Tennessee Moves First on AI Protections with ELVIS Act
Friday, March 22, 2024

On 21 March 2024, Tennessee became the first state in the United States to prohibit unauthorized use of artificial intelligence (AI) to replicate an individual’s likeness, image, and voice when its governor signed the Ensuring Likeness, Voice and Image Security Act of 2024 (ELVIS) Act. The protections in the ELVIS Act for a person’s voice from AI misuse is particularly notable. Tennessee, like other states, already had prohibitions on unauthorized use of an individual’s likeness and image. And while some other states, such as California, have also protected a person’s voice, none had expressly linked all three—likeness, image, and voice—to AI.
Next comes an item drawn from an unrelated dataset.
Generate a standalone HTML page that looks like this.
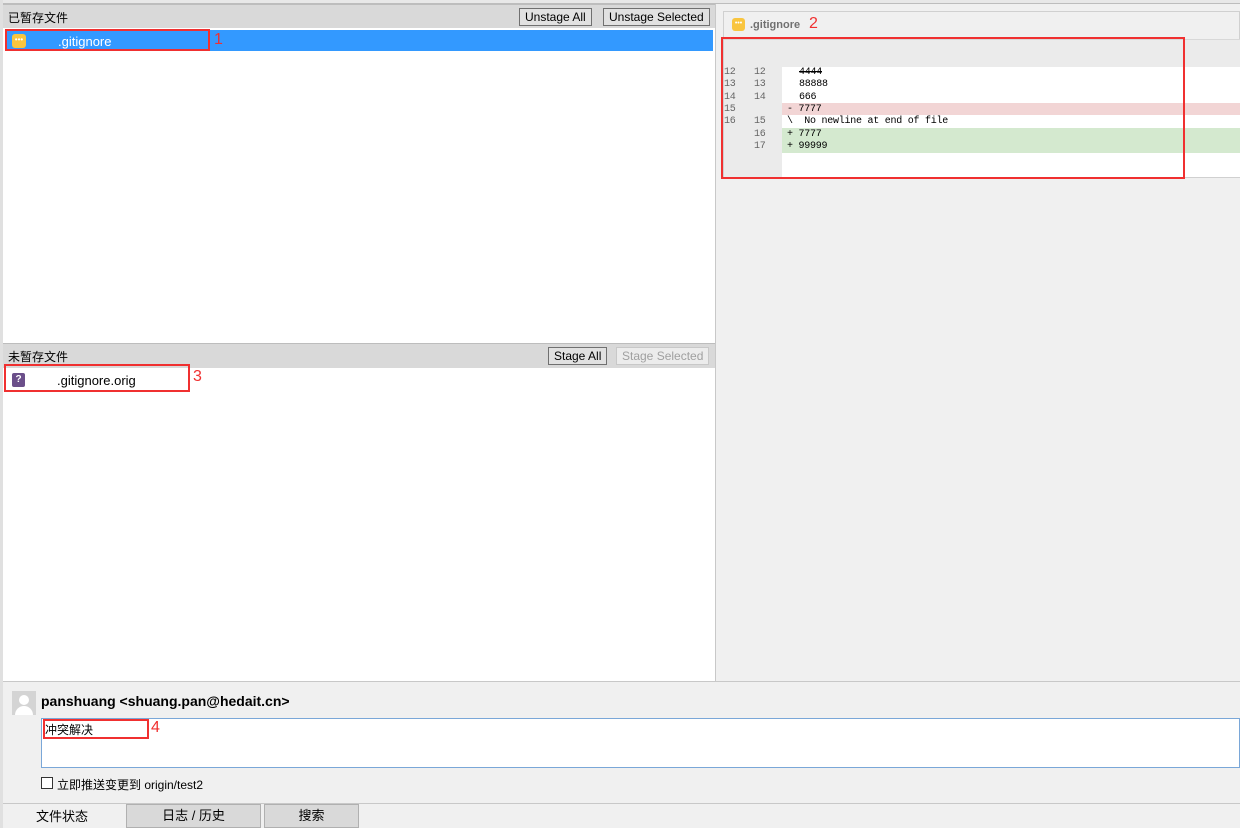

As reflected by its name, the ELVIS Act had strong support from Tennessee’s music industry, which provides more than 60,000 jobs across the state. Singers and songwriters have seen the benefits of AI, with The Beatles using it to complete and publish their final song last fall, as well as its downsides, with an anonymous individual using it to simulate the voices of Drake and The Weeknd to create a song published on TikTok.

The ELVIS Act imposes civil liability on those who distribute an “algorithm, software, tool, or other technology service, or device” the primary purpose of which is the unauthorized reproduction of an individual’s “name, photograph, voice, or likeness”. The ELVIS Act provides exceptions based on certain “fair use[s]” of an individuals’ name, photograph, voice, or likeness, which include use “[i]n connection with any news, public affairs, or sports broadcast or account” and “[f]or purposes of comment, criticism, scholarship, satire, or parody,” among others uses.

The ELVIS Act bears some similarity to bills proposed in the US Senate and House of Representatives, yet none of those appear close to passage. While federal laws may one day provide both protections and uniformity in regulation, individuals seeking relief from misuse must rely on state laws. Developers and users of AI technology will need to remain vigilant to the potential patchwork of differing state regulations that could impact their products and services.